→ Task description
Your task is to output the listing word for word, with pictures excluded.
:: Data provided ::
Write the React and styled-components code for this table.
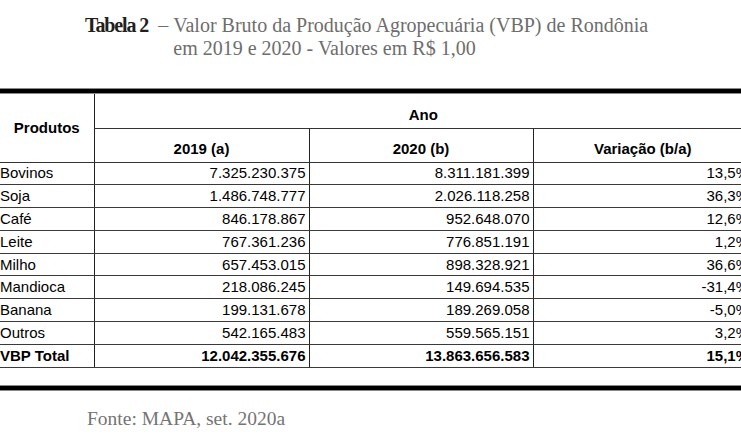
import React from "react";
import styled, { createGlobalStyle } from "styled-components";

const GlobalStyle = createGlobalStyle`
  html, body {
    margin: 0;
    padding: 0;
    background: #fff;
  }
  body {
    width: 741px;
    height: 445px;
    overflow: hidden;
  }
`;

const Page = styled.div`
  width: 741px;
  height: 445px;
  overflow: hidden;
  padding-top: 14px;
  box-sizing: border-box;
`;

const Caption = styled.div`
  display: flex;
  margin-left: 85px;
  font-family: "Liberation Serif", "DejaVu Serif", serif;
  font-size: 20px;
  line-height: 23px;
  color: #6d6d6d;
`;

const Label = styled.span`
  white-space: pre;
  b {
    color: #231f20;
    letter-spacing: -1.1px;
  }
`;

const CaptionText = styled.div``;

const Rule = styled.div`
  width: 760px;
  height: 4px;
  background: #000;
  border-top: 1px solid #8a8a8a;
  border-bottom: 1px solid #8a8a8a;
  margin-top: ${(p) => p.$top}px;
`;

const Table = styled.table`
  width: 752px;
  table-layout: fixed;
  border-collapse: collapse;
  font-family: "Liberation Sans", Arial, sans-serif;
  font-size: 15px;
  color: #000;
`;

const HeadRow = styled.tr`
  height: 34px;
`;

const HeadCell = styled.th`
  padding: 0 0 ${(p) => (p.$middle ? 0 : 4)}px;
  line-height: 18px;
  vertical-align: ${(p) => (p.$middle ? "middle" : "bottom")};
  text-align: center;
  font-weight: bold;
  border-left: ${(p) => (p.$first ? "none" : "1px solid #222")};
  border-bottom: 1px solid #333;
`;

const Row = styled.tr`
  height: 22.8px;
  font-weight: ${(p) => (p.$total ? "bold" : "normal")};
`;

const Cell = styled.td`
  padding: 0 ${(p) => (p.$left ? 0 : 3)}px 0 ${(p) => (p.$left ? 0 : 3)}px;
  text-align: ${(p) => (p.$left ? "left" : "right")};
  white-space: nowrap;
  line-height: 18px;
  border-left: ${(p) => (p.$left ? "none" : "1px solid #222")};
  border-bottom: 1px solid #3a3a3a;
`;

const Source = styled.div`
  margin: 16px 0 0 87px;
  font-family: "Liberation Serif", "DejaVu Serif", serif;
  font-size: 19.5px;
  line-height: 23px;
  color: #747474;
`;

const rows = [
  ["Bovinos", "7.325.230.375", "8.311.181.399", "13,5%"],
  ["Soja", "1.486.748.777", "2.026.118.258", "36,3%"],
  ["Café", "846.178.867", "952.648.070", "12,6%"],
  ["Leite", "767.361.236", "776.851.191", "1,2%"],
  ["Milho", "657.453.015", "898.328.921", "36,6%"],
  ["Mandioca", "218.086.245", "149.694.535", "-31,4%"],
  ["Banana", "199.131.678", "189.269.058", "-5,0%"],
  ["Outros", "542.165.483", "559.565.151", "3,2%"],
];

const total = ["VBP Total", "12.042.355.676", "13.863.656.583", "15,1%"];

const App = () => {
  return (
    <Page>
      <GlobalStyle />
      <Caption>
        <Label>
          <b>Tabela 2</b>  –{" "}
        </Label>
        <CaptionText>
          Valor Bruto da Produção Agropecuária (VBP) de Rondônia
          <br />
          em 2019 e 2020 - Valores em R$ 1,00
        </CaptionText>
      </Caption>

      <Rule $top={28} />
      <Table>
        <colgroup>
          <col style={{ width: 94 }} />
          <col style={{ width: 215 }} />
          <col style={{ width: 224 }} />
          <col style={{ width: 219 }} />
        </colgroup>
        <thead>
          <HeadRow>
            <HeadCell rowSpan={2} $first $middle>
              Produtos
            </HeadCell>
            <HeadCell colSpan={3}>Ano</HeadCell>
          </HeadRow>
          <HeadRow>
            <HeadCell>2019 (a)</HeadCell>
            <HeadCell>2020 (b)</HeadCell>
            <HeadCell>Variação (b/a)</HeadCell>
          </HeadRow>
        </thead>
        <tbody>
          {rows.map((r) => (
            <Row key={r[0]}>
              <Cell $left>{r[0]}</Cell>
              <Cell>{r[1]}</Cell>
              <Cell>{r[2]}</Cell>
              <Cell>{r[3]}</Cell>
            </Row>
          ))}
          <Row $total>
            <Cell $left>{total[0]}</Cell>
            <Cell>{total[1]}</Cell>
            <Cell>{total[2]}</Cell>
            <Cell>{total[3]}</Cell>
          </Row>
        </tbody>
      </Table>
      <Rule $top={17} />

      <Source>Fonte: MAPA, set. 2020a</Source>
    </Page>
  );
};

export default App;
:::
→ Right answer
Write the React and styled-components code for this table.
import React from "react";
import styled, { createGlobalStyle } from "styled-components";

const GlobalStyle = createGlobalStyle`
  html, body {
    margin: 0;
    padding: 0;
    background: #fff;
  }
  body {
    width: 741px;
    height: 445px;
    overflow: hidden;
  }
`;

const Page = styled.div`
  width: 741px;
  height: 445px;
  overflow: hidden;
  padding-top: 14px;
  box-sizing: border-box;
`;

const Caption = styled.div`
  display: flex;
  margin-left: 85px;
  font-family: "Liberation Serif", "DejaVu Serif", serif;
  font-size: 20px;
  line-height: 23px;
  color: #6d6d6d;
`;

const Label = styled.span`
  white-space: pre;
  b {
    color: #231f20;
    letter-spacing: -1.1px;
  }
`;

const CaptionText = styled.div``;

const Rule = styled.div`
  width: 760px;
  height: 4px;
  background: #000;
  border-top: 1px solid #8a8a8a;
  border-bottom: 1px solid #8a8a8a;
  margin-top: ${(p) => p.$top}px;
`;

const Table = styled.table`
  width: 752px;
  table-layout: fixed;
  border-collapse: collapse;
  font-family: "Liberation Sans", Arial, sans-serif;
  font-size: 15px;
  color: #000;
`;

const HeadRow = styled.tr`
  height: 34px;
`;

const HeadCell = styled.th`
  padding: 0 0 ${(p) => (p.$middle ? 0 : 4)}px;
  line-height: 18px;
  vertical-align: ${(p) => (p.$middle ? "middle" : "bottom")};
  text-align: center;
  font-weight: bold;
  border-left: ${(p) => (p.$first ? "none" : "1px solid #222")};
  border-bottom: 1px solid #333;
`;

const Row = styled.tr`
  height: 22.8px;
  font-weight: ${(p) => (p.$total ? "bold" : "normal")};
`;

const Cell = styled.td`
  padding: 0 ${(p) => (p.$left ? 0 : 3)}px 0 ${(p) => (p.$left ? 0 : 3)}px;
  text-align: ${(p) => (p.$left ? "left" : "right")};
  white-space: nowrap;
  line-height: 18px;
  border-left: ${(p) => (p.$left ? "none" : "1px solid #222")};
  border-bottom: 1px solid #3a3a3a;
`;

const Source = styled.div`
  margin: 16px 0 0 87px;
  font-family: "Liberation Serif", "DejaVu Serif", serif;
  font-size: 19.5px;
  line-height: 23px;
  color: #747474;
`;

const rows = [
  ["Bovinos", "7.325.230.375", "8.311.181.399", "13,5%"],
  ["Soja", "1.486.748.777", "2.026.118.258", "36,3%"],
  ["Café", "846.178.867", "952.648.070", "12,6%"],
  ["Leite", "767.361.236", "776.851.191", "1,2%"],
  ["Milho", "657.453.015", "898.328.921", "36,6%"],
  ["Mandioca", "218.086.245", "149.694.535", "-31,4%"],
  ["Banana", "199.131.678", "189.269.058", "-5,0%"],
  ["Outros", "542.165.483", "559.565.151", "3,2%"],
];

const total = ["VBP Total", "12.042.355.676", "13.863.656.583", "15,1%"];

const App = () => {
  return (
    <Page>
      <GlobalStyle />
      <Caption>
        <Label>
          <b>Tabela 2</b>  –{" "}
        </Label>
        <CaptionText>
          Valor Bruto da Produção Agropecuária (VBP) de Rondônia
          <br />
          em 2019 e 2020 - Valores em R$ 1,00
        </CaptionText>
      </Caption>

      <Rule $top={28} />
      <Table>
        <colgroup>
          <col style={{ width: 94 }} />
          <col style={{ width: 215 }} />
          <col style={{ width: 224 }} />
          <col style={{ width: 219 }} />
        </colgroup>
        <thead>
          <HeadRow>
            <HeadCell rowSpan={2} $first $middle>
              Produtos
            </HeadCell>
            <HeadCell colSpan={3}>Ano</HeadCell>
          </HeadRow>
          <HeadRow>
            <HeadCell>2019 (a)</HeadCell>
            <HeadCell>2020 (b)</HeadCell>
            <HeadCell>Variação (b/a)</HeadCell>
          </HeadRow>
        </thead>
        <tbody>
          {rows.map((r) => (
            <Row key={r[0]}>
              <Cell $left>{r[0]}</Cell>
              <Cell>{r[1]}</Cell>
              <Cell>{r[2]}</Cell>
              <Cell>{r[3]}</Cell>
            </Row>
          ))}
          <Row $total>
            <Cell $left>{total[0]}</Cell>
            <Cell>{total[1]}</Cell>
            <Cell>{total[2]}</Cell>
            <Cell>{total[3]}</Cell>
          </Row>
        </tbody>
      </Table>
      <Rule $top={17} />

      <Source>Fonte: MAPA, set. 2020a</Source>
    </Page>
  );
};

export default App;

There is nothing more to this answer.